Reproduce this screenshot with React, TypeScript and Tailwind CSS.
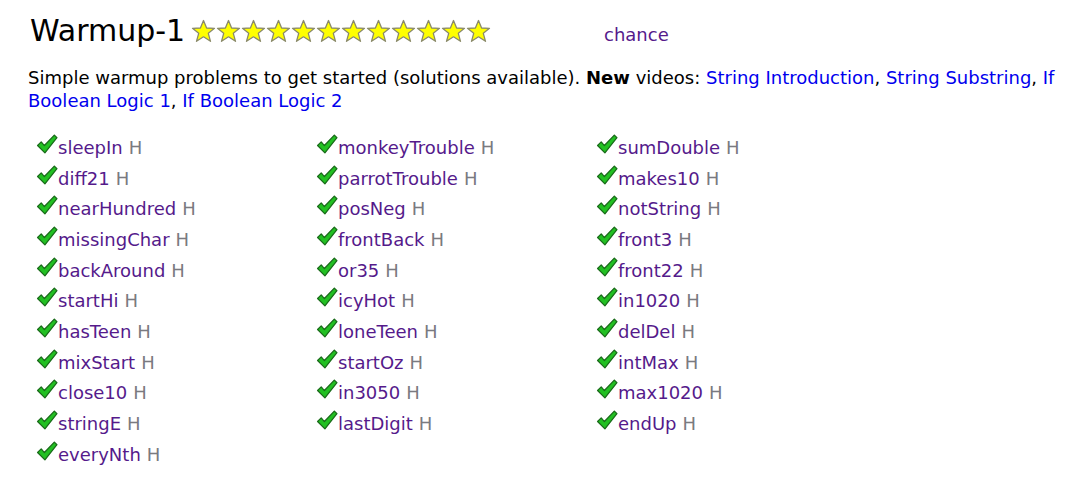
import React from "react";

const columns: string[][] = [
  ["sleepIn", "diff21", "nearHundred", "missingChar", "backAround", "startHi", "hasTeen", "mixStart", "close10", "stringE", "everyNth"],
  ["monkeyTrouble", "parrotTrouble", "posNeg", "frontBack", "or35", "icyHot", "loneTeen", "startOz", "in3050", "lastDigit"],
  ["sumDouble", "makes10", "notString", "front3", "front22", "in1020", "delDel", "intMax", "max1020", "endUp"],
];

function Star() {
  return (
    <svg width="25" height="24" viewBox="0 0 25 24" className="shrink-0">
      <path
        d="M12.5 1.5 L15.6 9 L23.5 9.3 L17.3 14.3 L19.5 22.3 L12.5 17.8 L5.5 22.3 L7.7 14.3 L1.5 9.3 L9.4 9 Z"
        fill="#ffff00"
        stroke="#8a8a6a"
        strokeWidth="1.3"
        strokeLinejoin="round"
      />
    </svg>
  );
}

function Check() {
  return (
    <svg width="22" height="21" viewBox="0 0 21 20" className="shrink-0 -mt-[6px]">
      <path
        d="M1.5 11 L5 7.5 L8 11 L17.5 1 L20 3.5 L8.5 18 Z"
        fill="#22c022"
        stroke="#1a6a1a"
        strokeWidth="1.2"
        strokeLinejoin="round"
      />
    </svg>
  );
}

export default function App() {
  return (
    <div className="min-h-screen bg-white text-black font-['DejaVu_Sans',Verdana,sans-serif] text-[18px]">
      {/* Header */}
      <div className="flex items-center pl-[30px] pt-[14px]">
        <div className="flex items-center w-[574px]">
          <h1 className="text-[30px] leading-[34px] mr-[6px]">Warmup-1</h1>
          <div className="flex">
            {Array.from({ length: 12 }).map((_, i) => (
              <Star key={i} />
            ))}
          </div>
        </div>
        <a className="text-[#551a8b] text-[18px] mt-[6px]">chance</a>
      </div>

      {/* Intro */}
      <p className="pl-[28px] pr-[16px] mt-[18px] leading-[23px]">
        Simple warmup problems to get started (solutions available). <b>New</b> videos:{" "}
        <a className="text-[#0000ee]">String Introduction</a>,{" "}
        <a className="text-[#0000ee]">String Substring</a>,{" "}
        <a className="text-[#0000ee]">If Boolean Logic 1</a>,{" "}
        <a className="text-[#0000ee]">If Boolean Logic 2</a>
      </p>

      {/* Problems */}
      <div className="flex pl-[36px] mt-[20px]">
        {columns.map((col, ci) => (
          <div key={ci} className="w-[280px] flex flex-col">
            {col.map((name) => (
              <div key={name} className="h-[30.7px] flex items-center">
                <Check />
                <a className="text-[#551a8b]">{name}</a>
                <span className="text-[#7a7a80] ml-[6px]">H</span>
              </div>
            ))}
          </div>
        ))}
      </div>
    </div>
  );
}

+ + + + +

Scan the listing above for the word "React" and copy every line that holds it.

Reproduce this screenshot with React, TypeScript and Tailwind CSS.
import React from "react";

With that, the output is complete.